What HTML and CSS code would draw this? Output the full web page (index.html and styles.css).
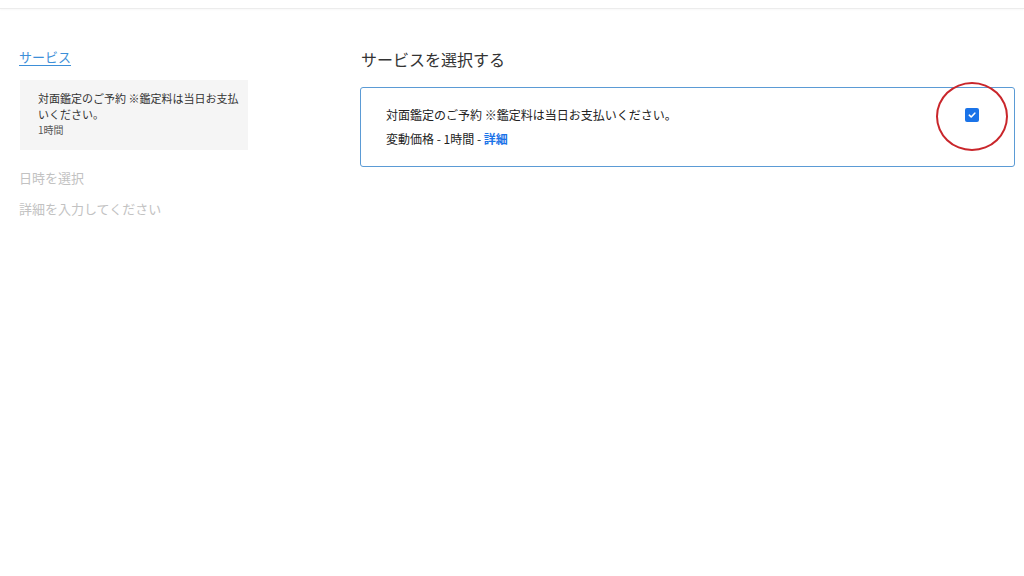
FILE: index.html
```html
<!DOCTYPE html>
<html lang="ja">
<head>
    <meta charset="utf-8">
    <title>サービスを選択する</title>
    <link rel="stylesheet" href="styles.css">
</head>
<body>
    <div class="top-bar"></div>

    <div class="page">
        <!-- steps -->
        <div class="sidebar">
            <a href="#" class="step-link">サービス</a>
            <div class="selected-box">
                <div class="selected-name">対面鑑定のご予約 ※鑑定料は当日お支払いください。</div>
                <div class="selected-time">1時間</div>
            </div>
            <div class="step-off">日時を選択</div>
            <div class="step-off">詳細を入力してください</div>
        </div>

        <!-- service list -->
        <div class="main">
            <h2 class="section-title">サービスを選択する</h2>
            <div class="service-card">
                <div class="service-info">
                    <div class="service-name">対面鑑定のご予約 ※鑑定料は当日お支払いください。</div>
                    <div class="service-meta">変動価格 - 1時間 - <a href="#" class="detail-link">詳細</a></div>
                </div>
                <div class="check-wrap">
                    <span class="checkbox">
                        <svg width="10" height="10" viewBox="0 0 10 10">
                            <path d="M2.3 5.2 L4.2 7 L7.8 3.2" fill="none" stroke="#fff" stroke-width="1.6" stroke-linecap="round" stroke-linejoin="round"/>
                        </svg>
                    </span>
                    <span class="mark-circle"></span>
                </div>
            </div>
        </div>
    </div>
</body>
</html>
```

FILE: styles.css
```css
body {
    margin: 0;
    background-color: #fff;
    font-family: "Noto Sans CJK JP", "Liberation Sans", sans-serif;
    color: #333;
}
.top-bar {
    height: 8px;
    border-bottom: 1px solid #ececec;
    box-shadow: 0 1px 2px rgba(0, 0, 0, 0.03);
}
.page {
    display: grid;
    grid-template-columns: 229px 1fr;
    gap: 112px;
    padding: 34px 9px 0 19px;
}
.step-link {
    display: inline-block;
    font-size: 13px;
    line-height: 20px;
    color: #3d8fd8;
    text-decoration: underline;
    text-underline-offset: 3px;
}
.selected-box {
    margin: 13px 0 0 1px;
    background-color: #f5f5f5;
    padding: 10px 4px 13px 18px;
    height: 47px;
}
.selected-name {
    font-size: 11px;
    line-height: 16px;
    color: #333;
}
.selected-time {
    font-size: 10px;
    line-height: 16px;
    color: #555;
}
.step-off {
    font-size: 13px;
    color: #c2c2c2;
    line-height: 20px;
}
.selected-box + .step-off {
    margin-top: 18px;
}
.step-off + .step-off {
    margin-top: 11px;
}
.main {
    min-width: 0;
}
.section-title {
    margin: 4px 0 0 1px;
    font-size: 16px;
    font-weight: normal;
    line-height: 24px;
    color: #333;
}
.service-card {
    margin-top: 16px;
    border: 1px solid #5b9bd5;
    border-radius: 3px;
    height: 78px;
    display: flex;
    justify-content: space-between;
    align-items: flex-start;
    padding: 0 35px 0 25px;
}
.service-info {
    padding-top: 18px;
}
.service-name {
    font-size: 12px;
    line-height: 18px;
    color: #222;
}
.service-meta {
    margin-top: 6px;
    font-size: 12px;
    line-height: 18px;
    color: #222;
}
.detail-link {
    color: #1a73e8;
    font-weight: bold;
    text-decoration: none;
}
.check-wrap {
    position: relative;
    margin-top: 20px;
}
.checkbox {
    display: flex;
    align-items: center;
    justify-content: center;
    width: 14px;
    height: 14px;
    border-radius: 2px;
    background-color: #1a73e8;
}
.mark-circle {
    position: absolute;
    left: -29px;
    top: -26px;
    width: 68px;
    height: 65px;
    border: 2px solid #c9262b;
    border-radius: 50%;
}
```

### Set problem
Reproduce all of the material above word for word. Omit the pictures.

### Answer to the task
What HTML and CSS code would draw this? Output the full web page (index.html and styles.css).
FILE: index.html
```html
<!DOCTYPE html>
<html lang="ja">
<head>
    <meta charset="utf-8">
    <title>サービスを選択する</title>
    <link rel="stylesheet" href="styles.css">
</head>
<body>
    <div class="top-bar"></div>

    <div class="page">
        <!-- steps -->
        <div class="sidebar">
            <a href="#" class="step-link">サービス</a>
            <div class="selected-box">
                <div class="selected-name">対面鑑定のご予約 ※鑑定料は当日お支払いください。</div>
                <div class="selected-time">1時間</div>
            </div>
            <div class="step-off">日時を選択</div>
            <div class="step-off">詳細を入力してください</div>
        </div>

        <!-- service list -->
        <div class="main">
            <h2 class="section-title">サービスを選択する</h2>
            <div class="service-card">
                <div class="service-info">
                    <div class="service-name">対面鑑定のご予約 ※鑑定料は当日お支払いください。</div>
                    <div class="service-meta">変動価格 - 1時間 - <a href="#" class="detail-link">詳細</a></div>
                </div>
                <div class="check-wrap">
                    <span class="checkbox">
                        <svg width="10" height="10" viewBox="0 0 10 10">
                            <path d="M2.3 5.2 L4.2 7 L7.8 3.2" fill="none" stroke="#fff" stroke-width="1.6" stroke-linecap="round" stroke-linejoin="round"/>
                        </svg>
                    </span>
                    <span class="mark-circle"></span>
                </div>
            </div>
        </div>
    </div>
</body>
</html>
```

FILE: styles.css
```css
body {
    margin: 0;
    background-color: #fff;
    font-family: "Noto Sans CJK JP", "Liberation Sans", sans-serif;
    color: #333;
}
.top-bar {
    height: 8px;
    border-bottom: 1px solid #ececec;
    box-shadow: 0 1px 2px rgba(0, 0, 0, 0.03);
}
.page {
    display: grid;
    grid-template-columns: 229px 1fr;
    gap: 112px;
    padding: 34px 9px 0 19px;
}
.step-link {
    display: inline-block;
    font-size: 13px;
    line-height: 20px;
    color: #3d8fd8;
    text-decoration: underline;
    text-underline-offset: 3px;
}
.selected-box {
    margin: 13px 0 0 1px;
    background-color: #f5f5f5;
    padding: 10px 4px 13px 18px;
    height: 47px;
}
.selected-name {
    font-size: 11px;
    line-height: 16px;
    color: #333;
}
.selected-time {
    font-size: 10px;
    line-height: 16px;
    color: #555;
}
.step-off {
    font-size: 13px;
    color: #c2c2c2;
    line-height: 20px;
}
.selected-box + .step-off {
    margin-top: 18px;
}
.step-off + .step-off {
    margin-top: 11px;
}
.main {
    min-width: 0;
}
.section-title {
    margin: 4px 0 0 1px;
    font-size: 16px;
    font-weight: normal;
    line-height: 24px;
    color: #333;
}
.service-card {
    margin-top: 16px;
    border: 1px solid #5b9bd5;
    border-radius: 3px;
    height: 78px;
    display: flex;
    justify-content: space-between;
    align-items: flex-start;
    padding: 0 35px 0 25px;
}
.service-info {
    padding-top: 18px;
}
.service-name {
    font-size: 12px;
    line-height: 18px;
    color: #222;
}
.service-meta {
    margin-top: 6px;
    font-size: 12px;
    line-height: 18px;
    color: #222;
}
.detail-link {
    color: #1a73e8;
    font-weight: bold;
    text-decoration: none;
}
.check-wrap {
    position: relative;
    margin-top: 20px;
}
.checkbox {
    display: flex;
    align-items: center;
    justify-content: center;
    width: 14px;
    height: 14px;
    border-radius: 2px;
    background-color: #1a73e8;
}
.mark-circle {
    position: absolute;
    left: -29px;
    top: -26px;
    width: 68px;
    height: 65px;
    border: 2px solid #c9262b;
    border-radius: 50%;
}
```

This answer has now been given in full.